Monday, December 10, 2012

Under arrest, Mgr Ma Daqin is stripped of his title as Shanghai bishop

For the past several months, the courageous auxiliary bishop of Shanghai, Mgr Thaddeus Ma Daqin, has been under house arrest.

Ordained last 7 July, he might lose his Episcopal post after government-sanctioned Bishops' Conference of the Catholic Church of China (BCCCC) revoked his appointment, UCANews reported. 

Sources told AsiaNews the rumours circulating on the subject of Mgr Ma are true, but no official decision has yet to be made public.

The brutal action against the auxiliary bishop did not come as a surprise. On the day of his Episcopal ordination, Mgr Ma challenged the government's 60-year Church policy by resigning from the Chinese Patriotic Catholic Association (CPCA), which controls the Church, and by refusing to share the chalice with a bishop excommunicated by the Holy See.

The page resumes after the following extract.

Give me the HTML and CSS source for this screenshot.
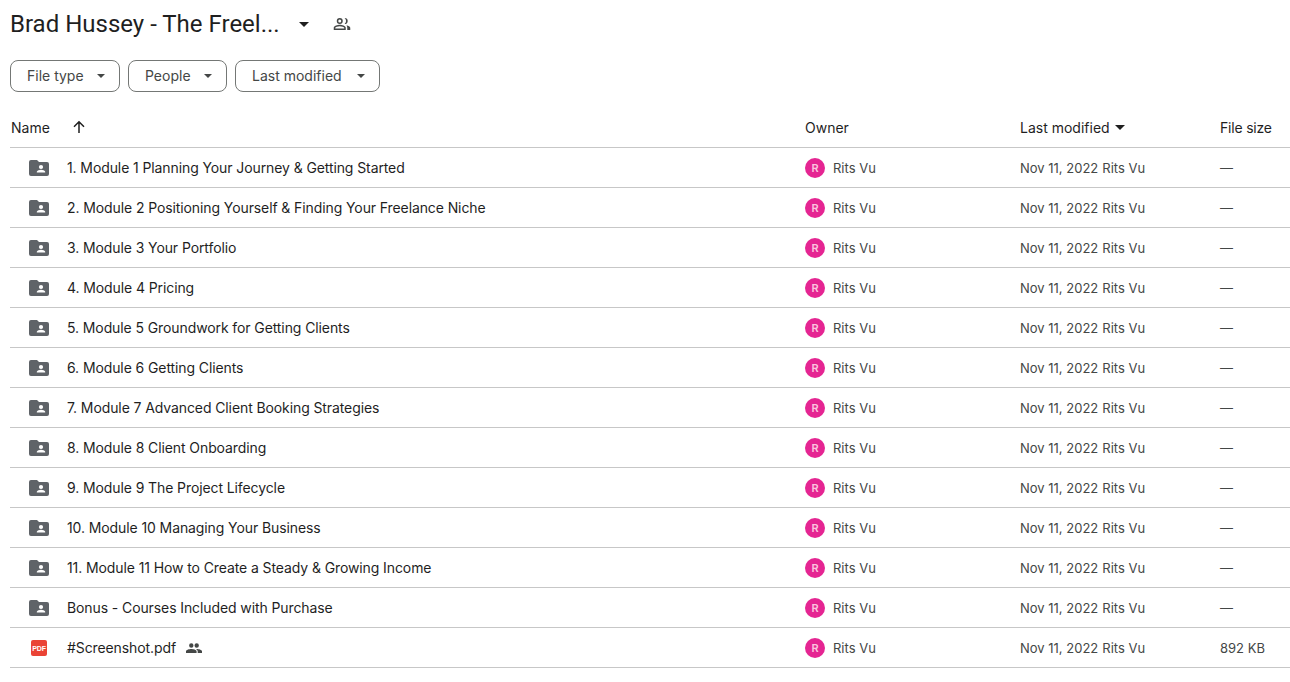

Worshippers present at the ceremony gave the new prelate a long standing ovation. For many, he came to embody the courage exhibited by many Chinese priests and bishops. 

However, the authorities are truly terrified by the possibility that many more might reject the CPCA, and thus undermining party control.

Right after his ordination, the new bishop was placed under house arrest at the diocesan seminary, near Our Lady of Sheshan shrine. 

Since then, he has been denied the right to wear the zucchetto, ring, pectoral cross and all other tokens of his Episcopal office. 

Recently, he has also been denied the right to co-celebrate Mass with other priests.  

Seminarians and nuns who helped the bishop in his act of defiance were also punished.

Founded in 1958 on the orders of Mao Zedong, the CPCA wants to set up a Catholic Church that is independent of the Holy See, one that would see bishops named and elected independently of the pope. In his Letter to Chinese Catholics, Benedict XVI wrote that such a proposition is "incompatible with Catholic doctrine."

The Holy See does not recognise the BCCCC, which appears to have removed Mgr Ma from office, because it includes only bishops recognised by China's Communist authorities, some of whom have been excommunicated. 

No underground bishop is a member.

The action against Mgr Ma comes a few weeks after the Chinese Communist Party held its congress, and chose a new leadership, that of the fifth generation, under Xi Jinping, the new party general secretary, who will in a few months time also become China's president.

Many analysts have praised the new leader as a sober reformer who could improve the situation of religious freedom in China. 

However, the latest events indicate the opposite.